A defining quality of Stephen King’s fiction is his ability to build believable characters before placing them under extreme pressure. Children, writers, teachers, nurses, prisoners, police officers, parents, and lonely outsiders often stand at the center of his stories, and their emotional struggles are as important as the supernatural events around them. His prose is direct, energetic, and accessible, but it is also rich in cultural observation, humor, rhythm, and suspense. He has a particular gift for making locations feel alive: Derry, Castle Rock, Jerusalem’s Lot, and other fictional places operate almost like recurring characters, carrying histories of violence, memory, and collective fear. Through these settings, King has created an interconnected literary landscape that rewards both casual readers and devoted fans.
Stephen King’s influence extends far beyond the printed page. Many of his works have been adapted into major films, television series, miniseries, and streaming productions, helping shape the global visual language of horror and suspense. Adaptations such as The Shawshank Redemption, Stand by Me, Misery, The Green Mile, Carrie, The Shining, and It have made his stories familiar to audiences across generations.

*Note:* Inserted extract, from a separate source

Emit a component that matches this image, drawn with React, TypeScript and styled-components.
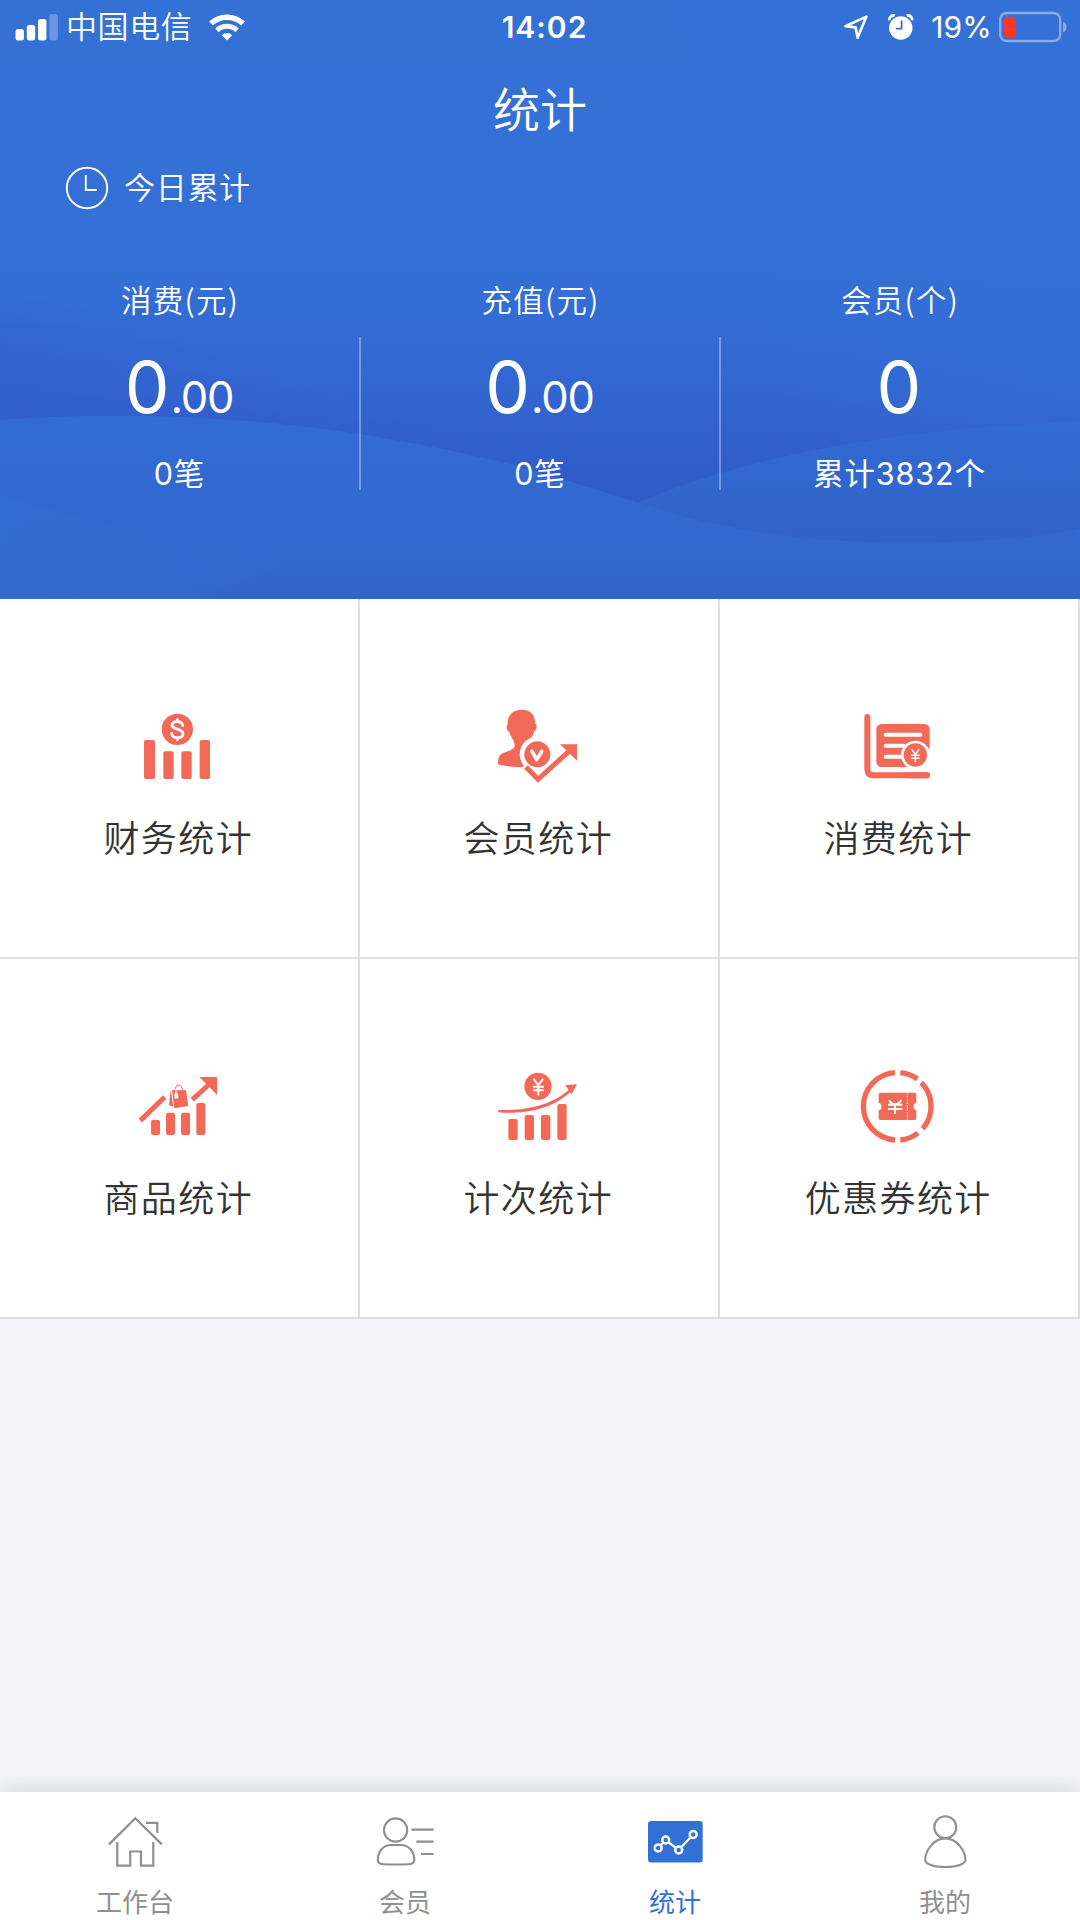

His nonfiction book On Writing is also highly respected because it combines memoir, practical advice, and a clear philosophy of craft, emphasizing discipline, honesty, revision, and the importance of reading. King has received major honors for his contribution to American letters and the arts, including prestigious lifetime and national awards. His enduring reputation rests on a rare combination of productivity, narrative confidence, emotional directness, and imaginative range. For readers searching for an author who can combine fear with humanity, entertainment with insight, and popular appeal with lasting literary impact, Stephen King remains one of the essential names in contemporary fiction.